Task requirements – Output the material word for word. Leave each picture out.
** Start of Information provided **
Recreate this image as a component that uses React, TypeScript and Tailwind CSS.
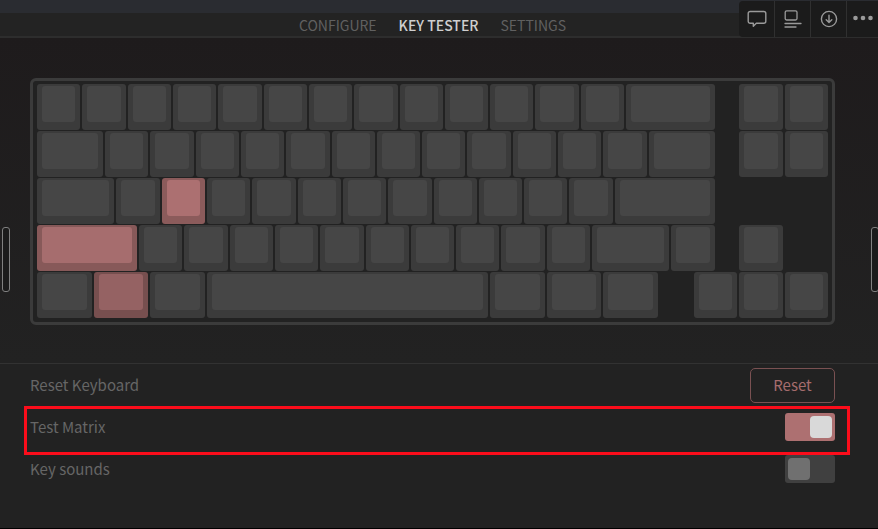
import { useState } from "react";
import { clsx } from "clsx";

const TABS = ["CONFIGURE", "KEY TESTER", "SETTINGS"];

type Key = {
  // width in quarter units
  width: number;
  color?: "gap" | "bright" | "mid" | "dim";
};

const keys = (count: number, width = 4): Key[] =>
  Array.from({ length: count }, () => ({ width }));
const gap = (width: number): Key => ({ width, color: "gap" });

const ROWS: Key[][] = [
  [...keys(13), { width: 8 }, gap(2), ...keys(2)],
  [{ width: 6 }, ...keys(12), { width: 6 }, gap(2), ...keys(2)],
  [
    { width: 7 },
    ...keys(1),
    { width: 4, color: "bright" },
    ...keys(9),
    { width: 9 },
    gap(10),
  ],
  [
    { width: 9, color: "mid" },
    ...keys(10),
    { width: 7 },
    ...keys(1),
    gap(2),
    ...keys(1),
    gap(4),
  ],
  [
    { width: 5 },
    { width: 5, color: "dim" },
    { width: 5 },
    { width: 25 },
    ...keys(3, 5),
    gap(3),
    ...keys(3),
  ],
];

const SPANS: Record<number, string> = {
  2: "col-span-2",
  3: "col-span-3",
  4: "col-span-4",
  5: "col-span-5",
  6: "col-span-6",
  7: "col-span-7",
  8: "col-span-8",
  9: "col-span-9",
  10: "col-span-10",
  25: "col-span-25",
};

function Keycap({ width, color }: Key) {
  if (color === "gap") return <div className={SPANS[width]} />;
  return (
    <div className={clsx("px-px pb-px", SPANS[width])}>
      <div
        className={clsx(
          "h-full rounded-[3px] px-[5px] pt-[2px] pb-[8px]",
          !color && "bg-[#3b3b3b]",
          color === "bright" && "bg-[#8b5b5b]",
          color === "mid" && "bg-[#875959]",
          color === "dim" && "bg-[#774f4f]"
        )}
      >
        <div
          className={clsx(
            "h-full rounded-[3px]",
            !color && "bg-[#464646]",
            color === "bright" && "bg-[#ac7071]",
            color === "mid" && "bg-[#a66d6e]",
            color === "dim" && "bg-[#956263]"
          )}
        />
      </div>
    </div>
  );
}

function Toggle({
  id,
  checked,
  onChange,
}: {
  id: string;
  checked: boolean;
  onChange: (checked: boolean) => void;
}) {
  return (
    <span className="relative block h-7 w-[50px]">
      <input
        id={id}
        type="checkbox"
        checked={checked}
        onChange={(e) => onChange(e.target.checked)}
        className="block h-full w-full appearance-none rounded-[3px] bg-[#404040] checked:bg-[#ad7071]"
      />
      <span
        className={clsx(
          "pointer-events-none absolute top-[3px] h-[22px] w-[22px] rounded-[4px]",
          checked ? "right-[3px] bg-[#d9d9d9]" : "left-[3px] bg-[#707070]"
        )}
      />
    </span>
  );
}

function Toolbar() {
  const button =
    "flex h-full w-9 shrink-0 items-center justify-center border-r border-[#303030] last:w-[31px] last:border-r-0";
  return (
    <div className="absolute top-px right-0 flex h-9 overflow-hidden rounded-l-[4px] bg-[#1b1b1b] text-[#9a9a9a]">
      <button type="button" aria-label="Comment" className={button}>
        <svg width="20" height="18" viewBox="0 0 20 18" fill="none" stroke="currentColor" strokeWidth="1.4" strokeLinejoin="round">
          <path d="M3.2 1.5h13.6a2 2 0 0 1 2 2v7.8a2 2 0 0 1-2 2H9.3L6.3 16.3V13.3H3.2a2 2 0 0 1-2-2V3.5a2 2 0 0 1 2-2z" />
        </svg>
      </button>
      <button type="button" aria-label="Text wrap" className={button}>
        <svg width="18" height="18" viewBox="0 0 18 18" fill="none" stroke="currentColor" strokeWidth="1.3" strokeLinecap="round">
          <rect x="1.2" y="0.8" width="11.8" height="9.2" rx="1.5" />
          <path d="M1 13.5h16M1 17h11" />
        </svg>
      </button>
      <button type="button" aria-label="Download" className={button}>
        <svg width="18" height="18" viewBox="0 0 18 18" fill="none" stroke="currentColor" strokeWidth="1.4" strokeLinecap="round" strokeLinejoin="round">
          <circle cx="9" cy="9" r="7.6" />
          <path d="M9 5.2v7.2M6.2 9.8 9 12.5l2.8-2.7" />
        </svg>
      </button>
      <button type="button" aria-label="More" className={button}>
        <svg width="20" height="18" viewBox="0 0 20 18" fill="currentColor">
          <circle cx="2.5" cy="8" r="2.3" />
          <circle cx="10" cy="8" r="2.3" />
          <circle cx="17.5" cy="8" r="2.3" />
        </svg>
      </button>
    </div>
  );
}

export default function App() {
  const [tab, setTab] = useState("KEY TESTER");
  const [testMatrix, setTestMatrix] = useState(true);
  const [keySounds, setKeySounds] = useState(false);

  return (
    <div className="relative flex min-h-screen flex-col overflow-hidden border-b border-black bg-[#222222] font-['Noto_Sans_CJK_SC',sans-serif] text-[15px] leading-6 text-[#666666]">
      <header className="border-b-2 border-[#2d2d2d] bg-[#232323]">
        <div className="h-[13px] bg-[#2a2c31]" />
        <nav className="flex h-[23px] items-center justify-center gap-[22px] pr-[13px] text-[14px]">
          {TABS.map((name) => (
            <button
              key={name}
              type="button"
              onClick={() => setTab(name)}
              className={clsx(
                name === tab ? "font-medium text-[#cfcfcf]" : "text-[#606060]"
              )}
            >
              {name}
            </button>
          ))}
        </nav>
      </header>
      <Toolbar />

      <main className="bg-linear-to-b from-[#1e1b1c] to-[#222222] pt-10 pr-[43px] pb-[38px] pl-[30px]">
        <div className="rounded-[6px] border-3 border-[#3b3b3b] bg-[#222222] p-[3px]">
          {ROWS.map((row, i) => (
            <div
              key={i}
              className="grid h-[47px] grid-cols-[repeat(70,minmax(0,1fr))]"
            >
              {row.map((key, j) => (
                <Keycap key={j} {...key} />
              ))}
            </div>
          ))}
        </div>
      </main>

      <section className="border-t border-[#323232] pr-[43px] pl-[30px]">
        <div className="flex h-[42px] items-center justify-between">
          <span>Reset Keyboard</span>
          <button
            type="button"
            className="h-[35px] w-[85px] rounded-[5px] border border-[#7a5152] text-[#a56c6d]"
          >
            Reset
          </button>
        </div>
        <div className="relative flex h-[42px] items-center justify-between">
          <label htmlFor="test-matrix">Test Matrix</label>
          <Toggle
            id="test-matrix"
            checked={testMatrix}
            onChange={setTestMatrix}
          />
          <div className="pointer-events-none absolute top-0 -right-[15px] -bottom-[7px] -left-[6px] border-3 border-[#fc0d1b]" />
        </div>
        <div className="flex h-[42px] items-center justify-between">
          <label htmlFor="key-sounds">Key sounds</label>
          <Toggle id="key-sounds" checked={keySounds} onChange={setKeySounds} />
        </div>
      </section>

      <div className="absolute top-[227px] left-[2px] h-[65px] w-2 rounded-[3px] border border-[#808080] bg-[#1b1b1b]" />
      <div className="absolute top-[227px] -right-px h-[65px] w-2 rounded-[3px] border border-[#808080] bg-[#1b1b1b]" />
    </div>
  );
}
** End of Information provided **
Response to the exercise –
Recreate this image as a component that uses React, TypeScript and Tailwind CSS.
import { useState } from "react";
import { clsx } from "clsx";

const TABS = ["CONFIGURE", "KEY TESTER", "SETTINGS"];

type Key = {
  // width in quarter units
  width: number;
  color?: "gap" | "bright" | "mid" | "dim";
};

const keys = (count: number, width = 4): Key[] =>
  Array.from({ length: count }, () => ({ width }));
const gap = (width: number): Key => ({ width, color: "gap" });

const ROWS: Key[][] = [
  [...keys(13), { width: 8 }, gap(2), ...keys(2)],
  [{ width: 6 }, ...keys(12), { width: 6 }, gap(2), ...keys(2)],
  [
    { width: 7 },
    ...keys(1),
    { width: 4, color: "bright" },
    ...keys(9),
    { width: 9 },
    gap(10),
  ],
  [
    { width: 9, color: "mid" },
    ...keys(10),
    { width: 7 },
    ...keys(1),
    gap(2),
    ...keys(1),
    gap(4),
  ],
  [
    { width: 5 },
    { width: 5, color: "dim" },
    { width: 5 },
    { width: 25 },
    ...keys(3, 5),
    gap(3),
    ...keys(3),
  ],
];

const SPANS: Record<number, string> = {
  2: "col-span-2",
  3: "col-span-3",
  4: "col-span-4",
  5: "col-span-5",
  6: "col-span-6",
  7: "col-span-7",
  8: "col-span-8",
  9: "col-span-9",
  10: "col-span-10",
  25: "col-span-25",
};

function Keycap({ width, color }: Key) {
  if (color === "gap") return <div className={SPANS[width]} />;
  return (
    <div className={clsx("px-px pb-px", SPANS[width])}>
      <div
        className={clsx(
          "h-full rounded-[3px] px-[5px] pt-[2px] pb-[8px]",
          !color && "bg-[#3b3b3b]",
          color === "bright" && "bg-[#8b5b5b]",
          color === "mid" && "bg-[#875959]",
          color === "dim" && "bg-[#774f4f]"
        )}
      >
        <div
          className={clsx(
            "h-full rounded-[3px]",
            !color && "bg-[#464646]",
            color === "bright" && "bg-[#ac7071]",
            color === "mid" && "bg-[#a66d6e]",
            color === "dim" && "bg-[#956263]"
          )}
        />
      </div>
    </div>
  );
}

function Toggle({
  id,
  checked,
  onChange,
}: {
  id: string;
  checked: boolean;
  onChange: (checked: boolean) => void;
}) {
  return (
    <span className="relative block h-7 w-[50px]">
      <input
        id={id}
        type="checkbox"
        checked={checked}
        onChange={(e) => onChange(e.target.checked)}
        className="block h-full w-full appearance-none rounded-[3px] bg-[#404040] checked:bg-[#ad7071]"
      />
      <span
        className={clsx(
          "pointer-events-none absolute top-[3px] h-[22px] w-[22px] rounded-[4px]",
          checked ? "right-[3px] bg-[#d9d9d9]" : "left-[3px] bg-[#707070]"
        )}
      />
    </span>
  );
}

function Toolbar() {
  const button =
    "flex h-full w-9 shrink-0 items-center justify-center border-r border-[#303030] last:w-[31px] last:border-r-0";
  return (
    <div className="absolute top-px right-0 flex h-9 overflow-hidden rounded-l-[4px] bg-[#1b1b1b] text-[#9a9a9a]">
      <button type="button" aria-label="Comment" className={button}>
        <svg width="20" height="18" viewBox="0 0 20 18" fill="none" stroke="currentColor" strokeWidth="1.4" strokeLinejoin="round">
          <path d="M3.2 1.5h13.6a2 2 0 0 1 2 2v7.8a2 2 0 0 1-2 2H9.3L6.3 16.3V13.3H3.2a2 2 0 0 1-2-2V3.5a2 2 0 0 1 2-2z" />
        </svg>
      </button>
      <button type="button" aria-label="Text wrap" className={button}>
        <svg width="18" height="18" viewBox="0 0 18 18" fill="none" stroke="currentColor" strokeWidth="1.3" strokeLinecap="round">
          <rect x="1.2" y="0.8" width="11.8" height="9.2" rx="1.5" />
          <path d="M1 13.5h16M1 17h11" />
        </svg>
      </button>
      <button type="button" aria-label="Download" className={button}>
        <svg width="18" height="18" viewBox="0 0 18 18" fill="none" stroke="currentColor" strokeWidth="1.4" strokeLinecap="round" strokeLinejoin="round">
          <circle cx="9" cy="9" r="7.6" />
          <path d="M9 5.2v7.2M6.2 9.8 9 12.5l2.8-2.7" />
        </svg>
      </button>
      <button type="button" aria-label="More" className={button}>
        <svg width="20" height="18" viewBox="0 0 20 18" fill="currentColor">
          <circle cx="2.5" cy="8" r="2.3" />
          <circle cx="10" cy="8" r="2.3" />
          <circle cx="17.5" cy="8" r="2.3" />
        </svg>
      </button>
    </div>
  );
}

export default function App() {
  const [tab, setTab] = useState("KEY TESTER");
  const [testMatrix, setTestMatrix] = useState(true);
  const [keySounds, setKeySounds] = useState(false);

  return (
    <div className="relative flex min-h-screen flex-col overflow-hidden border-b border-black bg-[#222222] font-['Noto_Sans_CJK_SC',sans-serif] text-[15px] leading-6 text-[#666666]">
      <header className="border-b-2 border-[#2d2d2d] bg-[#232323]">
        <div className="h-[13px] bg-[#2a2c31]" />
        <nav className="flex h-[23px] items-center justify-center gap-[22px] pr-[13px] text-[14px]">
          {TABS.map((name) => (
            <button
              key={name}
              type="button"
              onClick={() => setTab(name)}
              className={clsx(
                name === tab ? "font-medium text-[#cfcfcf]" : "text-[#606060]"
              )}
            >
              {name}
            </button>
          ))}
        </nav>
      </header>
      <Toolbar />

      <main className="bg-linear-to-b from-[#1e1b1c] to-[#222222] pt-10 pr-[43px] pb-[38px] pl-[30px]">
        <div className="rounded-[6px] border-3 border-[#3b3b3b] bg-[#222222] p-[3px]">
          {ROWS.map((row, i) => (
            <div
              key={i}
              className="grid h-[47px] grid-cols-[repeat(70,minmax(0,1fr))]"
            >
              {row.map((key, j) => (
                <Keycap key={j} {...key} />
              ))}
            </div>
          ))}
        </div>
      </main>

      <section className="border-t border-[#323232] pr-[43px] pl-[30px]">
        <div className="flex h-[42px] items-center justify-between">
          <span>Reset Keyboard</span>
          <button
            type="button"
            className="h-[35px] w-[85px] rounded-[5px] border border-[#7a5152] text-[#a56c6d]"
          >
            Reset
          </button>
        </div>
        <div className="relative flex h-[42px] items-center justify-between">
          <label htmlFor="test-matrix">Test Matrix</label>
          <Toggle
            id="test-matrix"
            checked={testMatrix}
            onChange={setTestMatrix}
          />
          <div className="pointer-events-none absolute top-0 -right-[15px] -bottom-[7px] -left-[6px] border-3 border-[#fc0d1b]" />
        </div>
        <div className="flex h-[42px] items-center justify-between">
          <label htmlFor="key-sounds">Key sounds</label>
          <Toggle id="key-sounds" checked={keySounds} onChange={setKeySounds} />
        </div>
      </section>

      <div className="absolute top-[227px] left-[2px] h-[65px] w-2 rounded-[3px] border border-[#808080] bg-[#1b1b1b]" />
      <div className="absolute top-[227px] -right-px h-[65px] w-2 rounded-[3px] border border-[#808080] bg-[#1b1b1b]" />
    </div>
  );
}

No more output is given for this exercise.